A Car and Driver não se empolgou tanto e o V6 foi quarto colocado, à frente do Volkswagen New Beetle Turbo S, mas atrás do Eclipse GTS, do Celica GT-S e do vencedor RSX Type-S: “Tudo funciona razoavelmente bem, mas o Tiburon não é excelente em nenhuma tarefa. Sua aceleração fica para trás, a aderência lateral só supera a do Mitsubishi. É um carro de sabores não refinados, talvez inevitável em um jovem fabricante. O interior enche-se de ruídos em vez de música mecânica, a direção não tem vida e a transmissão requer esforço”.
A exemplo do primeiro, esse Coupe ganhou versão conversível de conceito: o CCS de 2003, com teto rígido retrátil formado por estruturas laterais metálicas e vidro, que se guardava sob a tampa do porta-malas por um mecanismo automático. Mesmo quando fechado, permitia aproveitar o sol. A elegante versão incluía rodas de 18 pol e interior marrom até no painel, mas também não chegou ao mercado.
O conceito CCS de 2003 sugeria um cupê-conversível com teto rígido retrátil; embaixo a versão TS III 2008 com a renovação de estilo do ano anterior
Leves alterações visuais — para-choques, faróis escurecidos, lanternas traseiras — vinham no modelo 2005 do cupê. Dois anos mais tarde ele ganhava faróis mais modernos (ainda com quatro refletores circulares), grade de perfil mais baixo e lanternas traseiras menores. As “guelras” davam lugar a saídas de ar mais discretas. Por dentro, novos bancos e iluminação azul nos instrumentos. Controle eletrônico de estabilidade e tração estava disponível pela primeira vez.

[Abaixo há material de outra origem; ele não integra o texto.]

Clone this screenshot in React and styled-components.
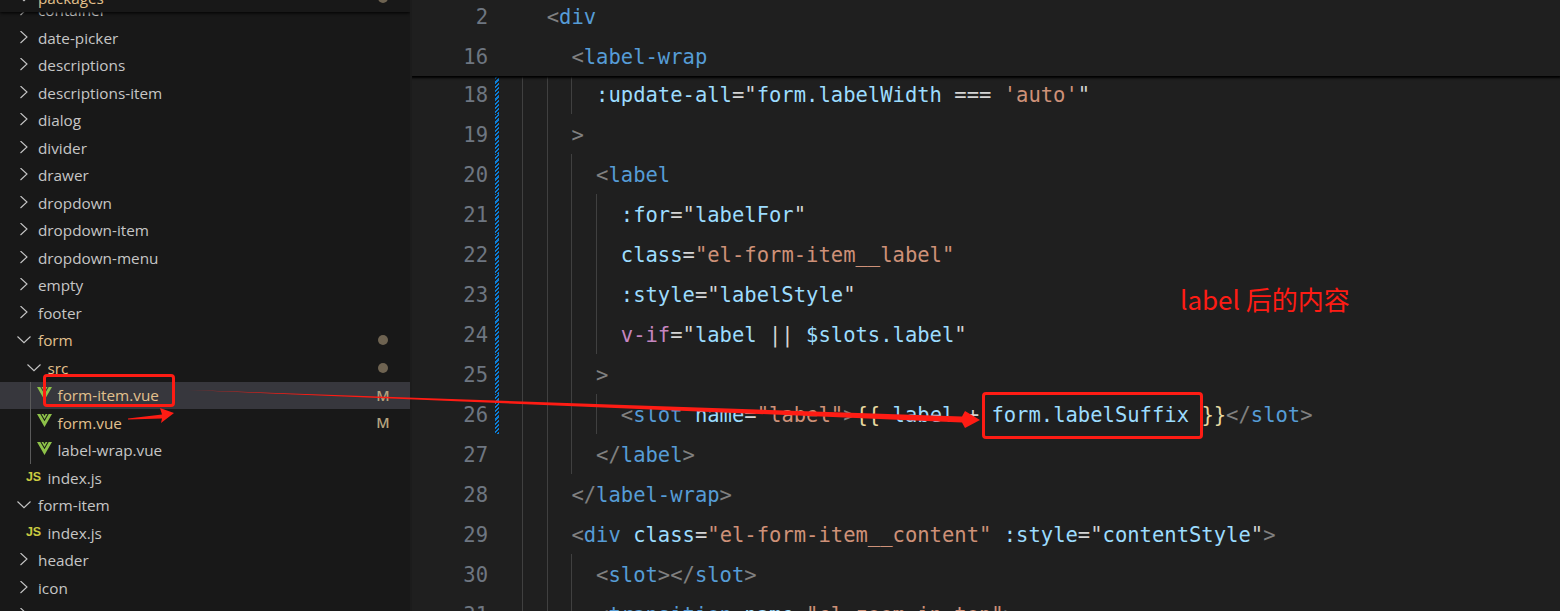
import React from 'react'
import styled, { createGlobalStyle } from 'styled-components'

const RED = '#fe1c14'

const Global = createGlobalStyle`
  html, body { margin: 0; padding: 0; background: #1f1f1f; }
  #root { width: 1560px; height: 611px; overflow: hidden; }
`

const Page = styled.div`
  position: relative;
  display: flex;
  width: 1560px;
  height: 611px;
  overflow: hidden;
`

/* ---- explorer ---- */
const Sidebar = styled.aside`
  width: 410px;
  flex: none;
  background: #181818;
  overflow: hidden;
  font-family: "Open Sans", "Noto Sans", sans-serif;
  font-size: 15.3px;
  color: #c6c6c6;
`
const Divider = styled.div`
  width: 2px;
  flex: none;
  background: #1c1c1c;
`
const PinnedRow = styled.div`
  position: relative;
  z-index: 2;
  height: 27.5px;
  margin-top: -16px;
  background: #181818;
  box-shadow: 0 1px 3px #000;
`
const Tree = styled.div`
  margin-top: -15px;
`
const Row = styled.div`
  display: flex;
  align-items: center;
  height: 27.5px;
  padding-left: ${p => 18 + p.$depth * 9.5}px;
  padding-right: 20px;
  color: ${p => (p.$modified ? '#e2c08d' : 'inherit')};
  background-color: ${p => (p.$selected ? '#37373d' : 'transparent')};
  background-image: ${p => (p.$guide ? 'linear-gradient(#5a5a5a, #5a5a5a)' : 'none')};
  background-size: 1px 100%;
  background-position: 30px 0;
  background-repeat: no-repeat;
`
const IconSlot = styled.span`
  display: flex;
  align-items: center;
  width: 20px;
  height: 100%;
  flex: none;
`
const Name = styled.span`
  flex: 1;
  white-space: nowrap;
  margin-left: ${p => (p.$file ? 0.5 : 0)}px;
`
const JsMark = styled.span`
  margin-left: -1.5px;
  font: bold 12.5px/1 "Liberation Sans", sans-serif;
  color: #cbcb41;
  letter-spacing: -0.3px;
  transform: translateY(-1px);
`
const Badge = styled.span`
  width: 14px;
  font-weight: 600;
  font-size: 14.5px;
  text-align: center;
  color: #b3a27e;
`
const Dot = styled.span`
  width: 10px;
  height: 10px;
  margin-right: 2px;
  border-radius: 50%;
  background: #6e6351;
`

const Chevron = ({ open }) => (
  <svg width="14" height="14" viewBox="0 0 14 14" fill="none" stroke="#c6c6c6" strokeWidth="1.1" style={{ marginLeft: -1 }}>
    <path d={open ? 'M0.5 4L7 10.2L13.5 4' : 'M4 1L10.5 7L4 13'} transform={open ? 'translate(0 -0.5)' : 'translate(-0.5 -1)'} />
  </svg>
)

const VueIcon = () => (
  <svg width="15" height="13" viewBox="0 0 15 13" style={{ marginTop: -4 }}>
    <path d="M0 0H3.3L7.5 7.3L11.7 0H15L7.5 13Z" fill="#8dc149" />
    <path d="M4.5 0H6.4L7.5 2L8.6 0H10.5L7.5 5.2Z" fill="#8dc149" />
  </svg>
)

const tree = [
  { name: 'container', kind: 'closed' },
  { name: 'date-picker', kind: 'closed' },
  { name: 'descriptions', kind: 'closed' },
  { name: 'descriptions-item', kind: 'closed' },
  { name: 'dialog', kind: 'closed' },
  { name: 'divider', kind: 'closed' },
  { name: 'drawer', kind: 'closed' },
  { name: 'dropdown', kind: 'closed' },
  { name: 'dropdown-item', kind: 'closed' },
  { name: 'dropdown-menu', kind: 'closed' },
  { name: 'empty', kind: 'closed' },
  { name: 'footer', kind: 'closed' },
  { name: 'form', kind: 'open', modified: true, dot: true },
  { name: 'src', kind: 'open', depth: 1, modified: true, dot: true },
  { name: 'form-item.vue', kind: 'vue', depth: 2, modified: true, badge: 'M', selected: true, guide: true },
  { name: 'form.vue', kind: 'vue', depth: 2, modified: true, badge: 'M', guide: true },
  { name: 'label-wrap.vue', kind: 'vue', depth: 2, guide: true },
  { name: 'index.js', kind: 'js', depth: 1 },
  { name: 'form-item', kind: 'open' },
  { name: 'index.js', kind: 'js', depth: 1 },
  { name: 'header', kind: 'closed' },
  { name: 'icon', kind: 'closed' },
  { name: 'input', kind: 'closed' },
]

const TreeRow = ({ item }) => (
  <Row $depth={item.depth || 0} $modified={item.modified} $selected={item.selected} $guide={item.guide}>
    <IconSlot>
      {item.kind === 'closed' && <Chevron />}
      {item.kind === 'open' && <Chevron open />}
      {item.kind === 'vue' && <VueIcon />}
      {item.kind === 'js' && <JsMark>JS</JsMark>}
    </IconSlot>
    <Name $file={item.kind === 'vue'}>{item.name}</Name>
    {item.badge && <Badge>{item.badge}</Badge>}
    {item.dot && <Dot />}
  </Row>
)

/* ---- editor ---- */
const Editor = styled.main`
  flex: 1;
  min-width: 0;
  overflow: hidden;
  background: #1f1f1f;
  font-family: "DejaVu Sans Mono", "Liberation Mono", monospace;
  font-size: 20.52px;
`
const StickyLines = styled.div`
  position: relative;
  z-index: 2;
  height: 80px;
  margin-top: -4px;
  background: #1f1f1f;
  box-shadow: 0 1px 2px 1px #000;
`
const Lines = styled.div`
  margin-top: -2px;
`
const Line = styled.div`
  display: flex;
  height: 40px;
  line-height: 42px;
  white-space: pre;
`
const LineNo = styled.span`
  width: 76px;
  flex: none;
  text-align: right;
  color: #6e7681;
`
const Marker = styled.span`
  width: 4px;
  flex: none;
  margin: 0 23px 0 7px;
  background: ${p => (p.$dirty ? 'repeating-linear-gradient(-45deg, #0c7dd6 0 1.5px, transparent 1.5px 3px)' : 'transparent')};
`
const Indent = styled.span`
  width: ${p => p.$level * 24.7}px;
  flex: none;
  background: ${p => (p.$guides ? 'repeating-linear-gradient(90deg, #404040 0 1px, transparent 1px 24.7px)' : 'none')};
`
const colours = {
  b: '#808080',
  t: '#569cd6',
  a: '#9cdcfe',
  s: '#ce9178',
  p: '#d4d4d4',
  v: '#c586c0',
  y: '#e8d9a0',
}
const Tok = styled.span`
  color: ${p => colours[p.$k]};
`

const code = [
  { n: 18, i: 3, d: 1, c: [['a', ':update-all'], ['p', '="'], ['a', 'form.labelWidth'], ['p', ' === '], ['s', "'auto'"], ['p', '"']] },
  { n: 19, i: 2, d: 1, c: [['b', '>']] },
  { n: 20, i: 3, d: 1, c: [['b', '<'], ['t', 'label']] },
  { n: 21, i: 4, d: 1, c: [['a', ':for'], ['p', '="'], ['a', 'labelFor'], ['p', '"']] },
  { n: 22, i: 4, d: 1, c: [['a', 'class'], ['p', '='], ['s', '"el-form-item__label"']] },
  { n: 23, i: 4, d: 1, c: [['a', ':style'], ['p', '="'], ['a', 'labelStyle'], ['p', '"']] },
  { n: 24, i: 4, d: 1, c: [['v', 'v-if'], ['p', '="'], ['a', 'label'], ['p', ' || '], ['a', '$slots.label'], ['p', '"']] },
  { n: 25, i: 3, d: 1, c: [['b', '>']] },
  { n: 26, i: 4, d: 1, c: [['b', '<'], ['t', 'slot'], ['p', ' '], ['a', 'name'], ['p', '='], ['s', '"label"'], ['b', '>'], ['y', '{{ '], ['a', 'label'], ['p', ' + '], ['a', 'form.labelSuffix'], ['y', ' }}'], ['b', '</'], ['t', 'slot'], ['b', '>']] },
  { n: 27, i: 3, c: [['b', '</'], ['t', 'label'], ['b', '>']] },
  { n: 28, i: 2, c: [['b', '</'], ['t', 'label-wrap'], ['b', '>']] },
  { n: 29, i: 2, c: [['b', '<'], ['t', 'div'], ['p', ' '], ['a', 'class'], ['p', '='], ['s', '"el-form-item__content"'], ['p', ' '], ['a', ':style'], ['p', '="'], ['a', 'contentStyle'], ['p', '"'], ['b', '>']] },
  { n: 30, i: 3, c: [['b', '<'], ['t', 'slot'], ['b', '></'], ['t', 'slot'], ['b', '>']] },
  { n: 31, i: 3, c: [['b', '<'], ['t', 'transition'], ['p', ' '], ['a', 'name'], ['p', '='], ['s', '"el-zoom-in-top"'], ['b', '>']] },
]

const CodeLine = ({ n, i, d, c, sticky }) => (
  <Line>
    <LineNo>{n}</LineNo>
    <Marker $dirty={d} />
    <Indent $level={i} $guides={!sticky} />
    <span>
      {c.map(([k, text], idx) => (
        <Tok key={idx} $k={k}>{text}</Tok>
      ))}
    </span>
  </Line>
)

/* ---- red annotations drawn over the screenshot ---- */
const Box = styled.div`
  position: absolute;
  z-index: 3;
  left: ${p => p.$x}px;
  top: ${p => p.$y}px;
  width: ${p => p.$w}px;
  height: ${p => p.$h}px;
  box-sizing: border-box;
  border: 3.5px solid ${RED};
  border-radius: 4px;
`
const Note = styled.div`
  position: absolute;
  z-index: 3;
  left: 1180px;
  top: 282px;
  font: 26px/34px "Noto Sans CJK SC", "Noto Sans", sans-serif;
  color: ${RED};
  white-space: nowrap;
`
const Arrows = styled.svg`
  position: absolute;
  z-index: 3;
  left: 0;
  top: 0;
`

export default function App() {
  return (
    <>
      <Global />
      <Page>
        <Sidebar>
          <PinnedRow>
            <TreeRow item={{ name: 'packages', kind: 'open', modified: true, dot: true }} />
          </PinnedRow>
          <Tree>
            {tree.map((item, i) => (
              <TreeRow key={i} item={item} />
            ))}
          </Tree>
        </Sidebar>
        <Divider />
        <Editor>
          <StickyLines>
            <CodeLine sticky n={2} i={1} c={[['b', '<'], ['t', 'div']]} />
            <CodeLine sticky n={16} i={2} c={[['b', '<'], ['t', 'label-wrap']]} />
          </StickyLines>
          <Lines>
            {code.map(line => (
              <CodeLine key={line.n} {...line} />
            ))}
          </Lines>
        </Editor>

        <Box $x={43} $y={374} $w={132} $h={33} />
        <Box $x={982} $y={392} $w={221} $h={47} />
        <Note>label 后的内容</Note>
        <Arrows width="1560" height="611" viewBox="0 0 1560 611">
          <path d="M188 390 L962 416.5 L965 411 L980 420 L965 428 L962 422.5 Z" fill={RED} />
          <path d="M128 418.5 L162 414.5 L160 408 L174 413 L161 423 L162 418.5 L128 419.5 Z" fill={RED} />
        </Arrows>
      </Page>
    </>
  )
}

Apesar das atualizações, o Coupe já não estava tão competitivo. Teste da inglesa Auto Express com a versão TS III de 2,0 litros indicou que o motor era “lento e inadequado a suas pretensões esportivas. Em altas rotações, enche a cabine com um ruído desagradável. O TS III roda bem a maior parte do tempo, mas pelo preço ele está no território de hot hatches como Honda Civic Type R e VW Golf GTI, carros que mordem tão bem quanto latem”.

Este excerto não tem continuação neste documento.